> **Records supplied**
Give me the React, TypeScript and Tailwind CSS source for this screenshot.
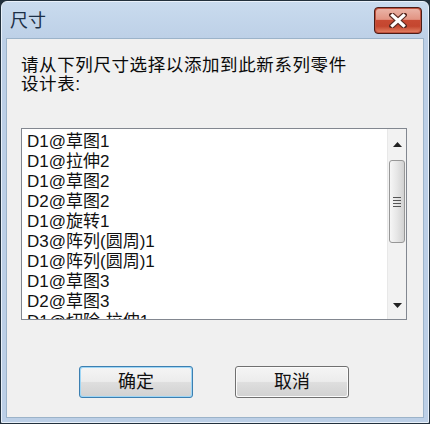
import React from "react";

const items = [
  "D1@草图1",
  "D1@拉伸2",
  "D1@草图2",
  "D2@草图2",
  "D1@旋转1",
  "D3@阵列(圆周)1",
  "D1@阵列(圆周)1",
  "D1@草图3",
  "D2@草图3",
  "D1@切除-拉伸1",
];

const font = { fontFamily: '"Liberation Sans", "Noto Sans CJK SC", sans-serif' };

function CloseButton() {
  return (
    <div className="w-[48px] h-[27px] rounded-[4px] border border-[#4a1d18] p-px bg-[#c0533f]">
      <div className="w-full h-full rounded-[3px] flex items-center justify-center bg-[linear-gradient(to_bottom,#eab3a6_0%,#e29483_45%,#c84a33_50%,#c4462f_75%,#e07c5f_100%)]">
        <svg width="18" height="15" viewBox="0 0 18 15">
          <path d="M3 2 L15 13 M15 2 L3 13" stroke="#5a2a22" strokeWidth="5.5" strokeLinecap="square" />
          <path d="M3.5 2.5 L14.5 12.5 M14.5 2.5 L3.5 12.5" stroke="#ffffff" strokeWidth="3.2" strokeLinecap="square" />
        </svg>
      </div>
    </div>
  );
}

function Scrollbar() {
  return (
    <div className="w-[19px] h-full flex flex-col bg-[#f2f2f2] border-l border-[#e8e8e8]">
      <div className="h-[31px] flex items-center justify-center">
        <svg width="9" height="5" viewBox="0 0 9 5">
          <path d="M0 5 L4.5 0 L9 5 Z" fill="#222" />
        </svg>
      </div>
      <div className="h-[83px] mx-[1px] rounded-[3px] border border-[#979797] bg-[linear-gradient(to_right,#f6f6f6,#e6e6e6_50%,#d2d2d2)] flex items-center justify-center">
        <div className="flex flex-col gap-[2px]">
          <div className="w-[8px] h-px bg-[#555]" />
          <div className="w-[8px] h-px bg-[#555]" />
          <div className="w-[8px] h-px bg-[#555]" />
          <div className="w-[8px] h-px bg-[#555]" />
        </div>
      </div>
      <div className="flex-1" />
      <div className="h-[28px] flex items-center justify-center">
        <svg width="9" height="5" viewBox="0 0 9 5">
          <path d="M0 0 L9 0 L4.5 5 Z" fill="#222" />
        </svg>
      </div>
    </div>
  );
}

function Button({ label, primary }: { label: string; primary?: boolean }) {
  return (
    <div
      className={
        "w-[114px] h-[32px] rounded-[3px] border p-px " +
        (primary ? "border-[#3c7fb1] bg-[#9fd6f5]" : "border-[#707070] bg-[#fbfbfb]")
      }
    >
      <div className="w-full h-full rounded-[2px] flex items-center justify-center bg-[linear-gradient(to_bottom,#f4f4f4_0%,#ececec_48%,#dedede_52%,#d2d2d2_100%)] text-[18px] leading-none text-[#111]">
        {label}
      </div>
    </div>
  );
}

export default function App() {
  return (
    <div className="w-[430px] h-[424px] bg-[#22303c] p-px" style={font}>
      <div className="w-full h-full flex flex-col rounded-t-[6px] bg-[linear-gradient(to_bottom,#c9dbee,#bccfe6_40px,#bccfe6)] border border-[#e9f1fa]">
        <div className="h-[36px] flex items-center justify-between pl-[8px] pr-[6px]">
          <span className="text-[18px] leading-none text-[#1d3047] mt-[2px]">尺寸</span>
          <CloseButton />
        </div>
        <div className="flex-1 mx-[4px] mb-[4px] bg-[#f0f0f0] border border-[#9cb3c9] flex flex-col pl-[14px]">
          <div className="mt-[17px] text-[17.5px] leading-[19px] text-[#0a0a0a] tracking-[0.6px]">
            请从下列尺寸选择以添加到此新系列零件
            <br />
            设计表:
          </div>
          <div className="mt-[34px] w-[386px] h-[192px] border border-[#828790] bg-white flex">
            <div className="flex-1 overflow-hidden pl-[5px] pt-[3px]">
              {items.map((it) => (
                <div key={it} className="h-[20px] text-[17px] leading-[20px] text-[#111] whitespace-nowrap">
                  {it}
                </div>
              ))}
            </div>
            <Scrollbar />
          </div>
          <div className="mt-[46px] flex gap-[42px] pl-[58px]">
            <Button label="确定" primary />
            <Button label="取消" />
          </div>
        </div>
      </div>
    </div>
  );
}
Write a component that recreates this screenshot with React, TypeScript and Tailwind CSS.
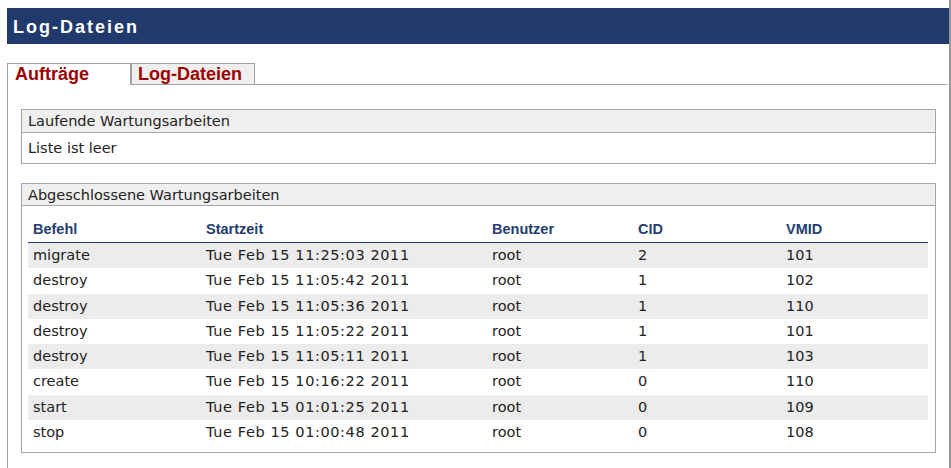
import React from 'react'

const rows = [
  ['migrate', 'Tue Feb 15 11:25:03 2011', 'root', '2', '101'],
  ['destroy', 'Tue Feb 15 11:05:42 2011', 'root', '1', '102'],
  ['destroy', 'Tue Feb 15 11:05:36 2011', 'root', '1', '110'],
  ['destroy', 'Tue Feb 15 11:05:22 2011', 'root', '1', '101'],
  ['destroy', 'Tue Feb 15 11:05:11 2011', 'root', '1', '103'],
  ['create', 'Tue Feb 15 10:16:22 2011', 'root', '0', '110'],
  ['start', 'Tue Feb 15 01:01:25 2011', 'root', '0', '109'],
  ['stop', 'Tue Feb 15 01:00:48 2011', 'root', '0', '108'],
]

const cols = 'grid grid-cols-[173px_286px_146px_148px_1fr]'

export default function App() {
  return (
    <div className="flex w-[951px] h-[468px] bg-white overflow-hidden font-['DejaVu_Sans',sans-serif] text-[14.5px] text-[#222]">
      <div className="w-[949px] pl-[7px] pt-[8px] flex flex-col">
        {/* Title bar */}
        <div className="h-[36px] bg-[#213a6c] pl-[6px] pt-[1px] leading-[36px] text-white text-[18px] font-bold tracking-[2px] font-['Liberation_Sans',Arial,sans-serif]">
          Log-Dateien
        </div>

        {/* Tabs */}
        <div className="mt-[19px] flex items-end font-['Liberation_Sans',Arial,sans-serif] text-[18px] font-bold text-[#9c0000]">
          <div className="relative z-10 -mb-px w-[124px] h-[22px] border border-b-0 border-[#a0a0a0] bg-white pl-[7px] leading-[20px]">
            Aufträge
          </div>
          <div className="w-[124px] h-[21px] border border-b-0 border-[#a0a0a0] bg-[#efefef] pl-[6px] leading-[20px]">
            Log-Dateien
          </div>
        </div>

        {/* Panel */}
        <div className="flex-1 mr-[2px] border-l border-t border-[#a0a0a0] pl-[13px] pr-[11px] pt-[24px]">
          <div className="border border-[#a6a6a6]">
            <div className="h-[23px] bg-[#efefef] border-b border-[#a6a6a6] pl-[6px] leading-[23px]">
              Laufende Wartungsarbeiten
            </div>
            <div className="h-[30px] pl-[6px] leading-[30px]">Liste ist leer</div>
          </div>

          <div className="mt-[19px] border border-[#a6a6a6] pb-[7px]">
            <div className="h-[22px] bg-[#efefef] border-b border-[#a6a6a6] pl-[6px] leading-[22px]">
              Abgeschlossene Wartungsarbeiten
            </div>
            <div className="pl-[6px] pr-[7px]">
              <div className={`${cols} h-[37px] items-end pb-[4px] border-b border-[#213a6c] font-['Liberation_Sans',Arial,sans-serif] font-bold text-[14.5px] leading-[17px] text-[#233d6e]`}>
                <div className="pl-[5px]">Befehl</div>
                <div className="pl-[5px]">Startzeit</div>
                <div className="pl-[5px]">Benutzer</div>
                <div className="pl-[5px]">CID</div>
                <div className="pl-[5px]">VMID</div>
              </div>
              {rows.map((r, i) => (
                <div
                  key={i}
                  className={`${cols} h-[25.3px] leading-[25.3px] ${i % 2 === 0 ? 'bg-[#ececec]' : 'bg-white'}`}
                >
                  <div className="pl-[5px] whitespace-nowrap">{r[0]}</div>
                  <div className="pl-[5px] whitespace-nowrap tracking-[0.6px]">{r[1]}</div>
                  <div className="pl-[5px] whitespace-nowrap">{r[2]}</div>
                  <div className="pl-[5px] whitespace-nowrap">{r[3]}</div>
                  <div className="pl-[5px] whitespace-nowrap">{r[4]}</div>
                </div>
              ))}
            </div>
          </div>
        </div>
      </div>
      <div className="w-[2px] bg-[#999999]" />
    </div>
  )
}
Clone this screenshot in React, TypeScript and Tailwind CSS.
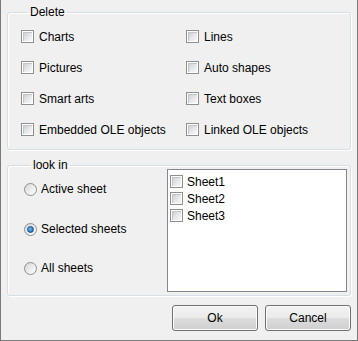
import React from "react"

const font = { fontFamily: '"Liberation Sans", Arial, sans-serif' }

function Box() {
  return (
    <span className="inline-flex h-[13px] w-[13px] shrink-0 border border-[#8e8f8f] bg-white p-px">
      <span className="block h-full w-full border-t border-l border-[#c2c6cb] bg-[linear-gradient(135deg,#cdd1d6_0%,#e4e6e8_45%,#f9f9f9_100%)]" />
    </span>
  )
}

function Check({ label }: { label: string }) {
  return (
    <label className="flex h-[31px] items-center gap-[5px] text-[12px] text-black">
      <Box />
      <span>{label}</span>
    </label>
  )
}

function Radio({ label, on }: { label: string; on?: boolean }) {
  return (
    <label className="flex h-[20px] items-center gap-[4px] text-[12px] text-black">
      <span className="flex h-[13px] w-[13px] shrink-0 items-center justify-center rounded-full border border-[#8e8f8f] bg-[linear-gradient(135deg,#d4d6d8_0%,#f0f0f0_60%,#ffffff_100%)]">
        {on && (
          <span className="block h-[7px] w-[7px] rounded-full border border-[#1d4f82] bg-[radial-gradient(circle_at_40%_40%,#7cc3ee_0%,#2a7fc4_60%,#15508e_100%)]" />
        )}
      </span>
      <span>{label}</span>
    </label>
  )
}

function Btn({ label }: { label: string }) {
  return (
    <button
      type="button"
      className="h-[26px] w-[86px] rounded-[3px] border border-[#707070] bg-[linear-gradient(#f2f2f2_0%,#ebebeb_50%,#dddddd_50%,#cfcfcf_100%)] text-[12px] text-black shadow-[inset_0_0_0_1px_#fcfcfc]"
    >
      {label}
    </button>
  )
}

export default function App() {
  return (
    <div
      className="flex h-[341px] w-[358px] flex-col border-x border-b border-[#7a7a7a] bg-[#f0f0f0] px-[6px]"
      style={font}
    >
      <fieldset className="mt-[9px] rounded-[3px] border border-[#d5dfe5] px-[13px] pt-[5px] pb-[4px] shadow-[inset_1px_1px_0_#fff,1px_1px_0_#fff]">
        <legend className="ml-[7px] px-[2px] text-[12px] leading-[7px] text-black">Delete</legend>
        <div className="grid grid-cols-[165px_1fr]">
          <Check label="Charts" />
          <Check label="Lines" />
          <Check label="Pictures" />
          <Check label="Auto shapes" />
          <Check label="Smart arts" />
          <Check label="Text boxes" />
          <Check label="Embedded OLE objects" />
          <Check label="Linked OLE objects" />
        </div>
      </fieldset>

      <fieldset className="mt-[12px] flex rounded-[3px] border border-[#d5dfe5] pr-[3px] pb-[3px] pl-[16px] shadow-[inset_1px_1px_0_#fff,1px_1px_0_#fff]">
        <legend className="ml-[7px] px-[2px] text-[12px] leading-[7px] text-black">look in</legend>
        <div className="flex">
          <div className="flex w-[143px] flex-col">
            <div className="mt-[10px]">
              <Radio label="Active sheet" />
            </div>
            <div className="mt-[20px]">
              <Radio label="Selected sheets" on />
            </div>
            <div className="mt-[19px]">
              <Radio label="All sheets" />
            </div>
          </div>
          <div className="flex h-[123px] w-[180px] flex-col border border-[#828790] bg-white px-[2px] pt-[3px]">
            {["Sheet1", "Sheet2", "Sheet3"].map((s) => (
              <label key={s} className="flex h-[17px] items-center gap-[4px] text-[12px] text-black">
                <Box />
                <span>{s}</span>
              </label>
            ))}
          </div>
        </div>
      </fieldset>

      <div className="mt-[9px] flex justify-end gap-[7px]">
        <Btn label="Ok" />
        <Btn label="Cancel" />
      </div>
    </div>
  )
}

> **Problem requirements**
Write down exactly what the lines above say, from the line holding "Write a component" through the line holding "import React from 'react'", and nothing more. Do not copy the pictures.

> **Answer to this problem**
Write a component that recreates this screenshot with React, TypeScript and Tailwind CSS.
import React from 'react'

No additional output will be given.